**The request:** Pictures in the data below are not part of the copy; transcribe everything else exactly.

**Dataset excerpt:**
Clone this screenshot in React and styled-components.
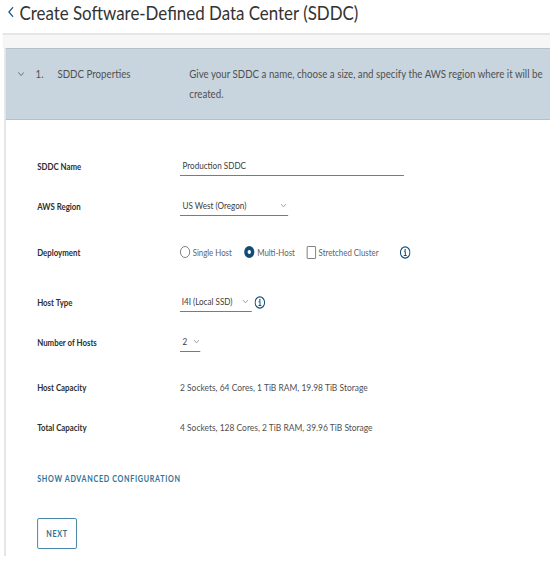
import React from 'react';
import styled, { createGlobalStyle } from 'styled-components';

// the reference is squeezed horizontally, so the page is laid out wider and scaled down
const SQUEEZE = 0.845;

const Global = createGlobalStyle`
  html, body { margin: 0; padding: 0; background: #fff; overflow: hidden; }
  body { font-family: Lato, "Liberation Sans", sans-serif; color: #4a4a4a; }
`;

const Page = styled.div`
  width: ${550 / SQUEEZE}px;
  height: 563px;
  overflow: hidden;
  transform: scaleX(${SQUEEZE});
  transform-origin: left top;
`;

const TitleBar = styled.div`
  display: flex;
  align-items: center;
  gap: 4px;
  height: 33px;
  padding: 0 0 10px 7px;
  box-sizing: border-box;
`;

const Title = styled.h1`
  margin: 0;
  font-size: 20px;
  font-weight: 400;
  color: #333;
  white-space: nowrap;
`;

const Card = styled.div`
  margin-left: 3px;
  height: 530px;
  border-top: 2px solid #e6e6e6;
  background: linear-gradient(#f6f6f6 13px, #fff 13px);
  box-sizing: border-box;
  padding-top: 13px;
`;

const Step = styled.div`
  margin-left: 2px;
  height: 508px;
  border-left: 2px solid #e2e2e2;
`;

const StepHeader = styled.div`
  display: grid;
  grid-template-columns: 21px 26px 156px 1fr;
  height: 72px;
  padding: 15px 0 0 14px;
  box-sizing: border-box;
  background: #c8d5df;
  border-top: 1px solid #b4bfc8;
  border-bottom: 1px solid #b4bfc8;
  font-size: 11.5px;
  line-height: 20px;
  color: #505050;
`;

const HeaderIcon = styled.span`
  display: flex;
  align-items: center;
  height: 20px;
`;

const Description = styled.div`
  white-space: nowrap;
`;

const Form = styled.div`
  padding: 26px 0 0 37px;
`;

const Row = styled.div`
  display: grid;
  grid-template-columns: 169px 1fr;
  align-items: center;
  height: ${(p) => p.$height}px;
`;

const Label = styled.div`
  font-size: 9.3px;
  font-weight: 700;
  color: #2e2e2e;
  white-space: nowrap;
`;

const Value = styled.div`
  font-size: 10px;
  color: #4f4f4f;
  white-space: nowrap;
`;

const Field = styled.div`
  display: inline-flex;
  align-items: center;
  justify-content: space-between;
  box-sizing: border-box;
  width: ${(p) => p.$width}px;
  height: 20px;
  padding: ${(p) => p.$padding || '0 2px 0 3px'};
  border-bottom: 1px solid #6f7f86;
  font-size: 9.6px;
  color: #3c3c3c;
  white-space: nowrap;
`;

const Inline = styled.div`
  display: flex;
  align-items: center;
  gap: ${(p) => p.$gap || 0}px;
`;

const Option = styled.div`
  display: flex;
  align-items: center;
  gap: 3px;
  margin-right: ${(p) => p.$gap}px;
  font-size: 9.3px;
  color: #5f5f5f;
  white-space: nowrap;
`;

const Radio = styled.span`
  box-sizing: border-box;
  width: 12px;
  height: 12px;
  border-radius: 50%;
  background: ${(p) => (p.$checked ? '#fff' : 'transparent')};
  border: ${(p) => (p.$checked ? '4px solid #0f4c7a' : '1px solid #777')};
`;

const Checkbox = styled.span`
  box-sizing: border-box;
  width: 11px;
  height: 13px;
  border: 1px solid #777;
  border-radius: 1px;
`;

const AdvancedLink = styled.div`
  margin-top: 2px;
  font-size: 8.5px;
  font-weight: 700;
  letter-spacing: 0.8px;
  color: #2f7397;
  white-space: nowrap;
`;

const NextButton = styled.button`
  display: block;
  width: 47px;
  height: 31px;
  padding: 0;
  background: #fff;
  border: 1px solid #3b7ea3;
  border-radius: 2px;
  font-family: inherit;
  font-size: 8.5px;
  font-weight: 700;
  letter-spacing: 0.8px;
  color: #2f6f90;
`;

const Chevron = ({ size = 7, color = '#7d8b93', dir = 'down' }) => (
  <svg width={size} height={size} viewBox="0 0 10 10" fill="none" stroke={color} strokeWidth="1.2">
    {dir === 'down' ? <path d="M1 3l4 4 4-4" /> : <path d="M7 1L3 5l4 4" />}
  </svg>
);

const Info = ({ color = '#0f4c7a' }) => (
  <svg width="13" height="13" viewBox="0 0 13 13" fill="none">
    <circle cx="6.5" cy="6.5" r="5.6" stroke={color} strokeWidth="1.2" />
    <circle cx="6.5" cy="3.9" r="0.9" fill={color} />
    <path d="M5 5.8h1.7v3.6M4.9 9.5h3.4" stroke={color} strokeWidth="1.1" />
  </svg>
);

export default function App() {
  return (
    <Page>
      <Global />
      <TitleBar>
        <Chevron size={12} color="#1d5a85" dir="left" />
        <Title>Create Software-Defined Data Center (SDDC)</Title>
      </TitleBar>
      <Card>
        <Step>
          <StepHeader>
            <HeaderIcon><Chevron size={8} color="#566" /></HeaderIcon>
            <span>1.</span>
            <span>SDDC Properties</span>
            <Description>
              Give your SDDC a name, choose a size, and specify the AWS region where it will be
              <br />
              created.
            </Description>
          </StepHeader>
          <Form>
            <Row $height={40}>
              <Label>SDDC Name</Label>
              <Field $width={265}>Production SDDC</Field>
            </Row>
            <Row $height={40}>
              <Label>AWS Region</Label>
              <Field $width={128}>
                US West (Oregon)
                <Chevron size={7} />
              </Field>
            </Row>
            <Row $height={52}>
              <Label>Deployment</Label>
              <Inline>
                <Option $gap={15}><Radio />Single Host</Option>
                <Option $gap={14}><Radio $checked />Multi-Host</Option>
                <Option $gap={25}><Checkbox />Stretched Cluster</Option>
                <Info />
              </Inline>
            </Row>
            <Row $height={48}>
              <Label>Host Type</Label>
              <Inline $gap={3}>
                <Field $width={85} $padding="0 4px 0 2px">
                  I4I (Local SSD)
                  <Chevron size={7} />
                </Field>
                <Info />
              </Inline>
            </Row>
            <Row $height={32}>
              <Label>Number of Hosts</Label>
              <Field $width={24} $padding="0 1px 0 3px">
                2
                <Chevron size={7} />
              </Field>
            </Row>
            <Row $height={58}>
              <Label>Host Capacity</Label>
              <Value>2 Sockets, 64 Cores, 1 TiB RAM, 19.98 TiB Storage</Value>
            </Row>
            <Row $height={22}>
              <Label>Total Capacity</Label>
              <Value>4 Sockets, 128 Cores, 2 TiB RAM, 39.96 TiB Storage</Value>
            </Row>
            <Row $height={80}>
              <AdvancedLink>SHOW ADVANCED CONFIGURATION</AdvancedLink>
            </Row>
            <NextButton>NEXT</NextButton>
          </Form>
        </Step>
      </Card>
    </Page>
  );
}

**Full response:**
Clone this screenshot in React and styled-components.
import React from 'react';
import styled, { createGlobalStyle } from 'styled-components';

// the reference is squeezed horizontally, so the page is laid out wider and scaled down
const SQUEEZE = 0.845;

const Global = createGlobalStyle`
  html, body { margin: 0; padding: 0; background: #fff; overflow: hidden; }
  body { font-family: Lato, "Liberation Sans", sans-serif; color: #4a4a4a; }
`;

const Page = styled.div`
  width: ${550 / SQUEEZE}px;
  height: 563px;
  overflow: hidden;
  transform: scaleX(${SQUEEZE});
  transform-origin: left top;
`;

const TitleBar = styled.div`
  display: flex;
  align-items: center;
  gap: 4px;
  height: 33px;
  padding: 0 0 10px 7px;
  box-sizing: border-box;
`;

const Title = styled.h1`
  margin: 0;
  font-size: 20px;
  font-weight: 400;
  color: #333;
  white-space: nowrap;
`;

const Card = styled.div`
  margin-left: 3px;
  height: 530px;
  border-top: 2px solid #e6e6e6;
  background: linear-gradient(#f6f6f6 13px, #fff 13px);
  box-sizing: border-box;
  padding-top: 13px;
`;

const Step = styled.div`
  margin-left: 2px;
  height: 508px;
  border-left: 2px solid #e2e2e2;
`;

const StepHeader = styled.div`
  display: grid;
  grid-template-columns: 21px 26px 156px 1fr;
  height: 72px;
  padding: 15px 0 0 14px;
  box-sizing: border-box;
  background: #c8d5df;
  border-top: 1px solid #b4bfc8;
  border-bottom: 1px solid #b4bfc8;
  font-size: 11.5px;
  line-height: 20px;
  color: #505050;
`;

const HeaderIcon = styled.span`
  display: flex;
  align-items: center;
  height: 20px;
`;

const Description = styled.div`
  white-space: nowrap;
`;

const Form = styled.div`
  padding: 26px 0 0 37px;
`;

const Row = styled.div`
  display: grid;
  grid-template-columns: 169px 1fr;
  align-items: center;
  height: ${(p) => p.$height}px;
`;

const Label = styled.div`
  font-size: 9.3px;
  font-weight: 700;
  color: #2e2e2e;
  white-space: nowrap;
`;

const Value = styled.div`
  font-size: 10px;
  color: #4f4f4f;
  white-space: nowrap;
`;

const Field = styled.div`
  display: inline-flex;
  align-items: center;
  justify-content: space-between;
  box-sizing: border-box;
  width: ${(p) => p.$width}px;
  height: 20px;
  padding: ${(p) => p.$padding || '0 2px 0 3px'};
  border-bottom: 1px solid #6f7f86;
  font-size: 9.6px;
  color: #3c3c3c;
  white-space: nowrap;
`;

const Inline = styled.div`
  display: flex;
  align-items: center;
  gap: ${(p) => p.$gap || 0}px;
`;

const Option = styled.div`
  display: flex;
  align-items: center;
  gap: 3px;
  margin-right: ${(p) => p.$gap}px;
  font-size: 9.3px;
  color: #5f5f5f;
  white-space: nowrap;
`;

const Radio = styled.span`
  box-sizing: border-box;
  width: 12px;
  height: 12px;
  border-radius: 50%;
  background: ${(p) => (p.$checked ? '#fff' : 'transparent')};
  border: ${(p) => (p.$checked ? '4px solid #0f4c7a' : '1px solid #777')};
`;

const Checkbox = styled.span`
  box-sizing: border-box;
  width: 11px;
  height: 13px;
  border: 1px solid #777;
  border-radius: 1px;
`;

const AdvancedLink = styled.div`
  margin-top: 2px;
  font-size: 8.5px;
  font-weight: 700;
  letter-spacing: 0.8px;
  color: #2f7397;
  white-space: nowrap;
`;

const NextButton = styled.button`
  display: block;
  width: 47px;
  height: 31px;
  padding: 0;
  background: #fff;
  border: 1px solid #3b7ea3;
  border-radius: 2px;
  font-family: inherit;
  font-size: 8.5px;
  font-weight: 700;
  letter-spacing: 0.8px;
  color: #2f6f90;
`;

const Chevron = ({ size = 7, color = '#7d8b93', dir = 'down' }) => (
  <svg width={size} height={size} viewBox="0 0 10 10" fill="none" stroke={color} strokeWidth="1.2">
    {dir === 'down' ? <path d="M1 3l4 4 4-4" /> : <path d="M7 1L3 5l4 4" />}
  </svg>
);

const Info = ({ color = '#0f4c7a' }) => (
  <svg width="13" height="13" viewBox="0 0 13 13" fill="none">
    <circle cx="6.5" cy="6.5" r="5.6" stroke={color} strokeWidth="1.2" />
    <circle cx="6.5" cy="3.9" r="0.9" fill={color} />
    <path d="M5 5.8h1.7v3.6M4.9 9.5h3.4" stroke={color} strokeWidth="1.1" />
  </svg>
);

export default function App() {
  return (
    <Page>
      <Global />
      <TitleBar>
        <Chevron size={12} color="#1d5a85" dir="left" />
        <Title>Create Software-Defined Data Center (SDDC)</Title>
      </TitleBar>
      <Card>
        <Step>
          <StepHeader>
            <HeaderIcon><Chevron size={8} color="#566" /></HeaderIcon>
            <span>1.</span>
            <span>SDDC Properties</span>
            <Description>
              Give your SDDC a name, choose a size, and specify the AWS region where it will be
              <br />
              created.
            </Description>
          </StepHeader>
          <Form>
            <Row $height={40}>
              <Label>SDDC Name</Label>
              <Field $width={265}>Production SDDC</Field>
            </Row>
            <Row $height={40}>
              <Label>AWS Region</Label>
              <Field $width={128}>
                US West (Oregon)
                <Chevron size={7} />
              </Field>
            </Row>
            <Row $height={52}>
              <Label>Deployment</Label>
              <Inline>
                <Option $gap={15}><Radio />Single Host</Option>
                <Option $gap={14}><Radio $checked />Multi-Host</Option>
                <Option $gap={25}><Checkbox />Stretched Cluster</Option>
                <Info />
              </Inline>
            </Row>
            <Row $height={48}>
              <Label>Host Type</Label>
              <Inline $gap={3}>
                <Field $width={85} $padding="0 4px 0 2px">
                  I4I (Local SSD)
                  <Chevron size={7} />
                </Field>
                <Info />
              </Inline>
            </Row>
            <Row $height={32}>
              <Label>Number of Hosts</Label>
              <Field $width={24} $padding="0 1px 0 3px">
                2
                <Chevron size={7} />
              </Field>
            </Row>
            <Row $height={58}>
              <Label>Host Capacity</Label>
              <Value>2 Sockets, 64 Cores, 1 TiB RAM, 19.98 TiB Storage</Value>
            </Row>
            <Row $height={22}>
              <Label>Total Capacity</Label>
              <Value>4 Sockets, 128 Cores, 2 TiB RAM, 39.96 TiB Storage</Value>
            </Row>
            <Row $height={80}>
              <AdvancedLink>SHOW ADVANCED CONFIGURATION</AdvancedLink>
            </Row>
            <NextButton>NEXT</NextButton>
          </Form>
        </Step>
      </Card>
    </Page>
  );
}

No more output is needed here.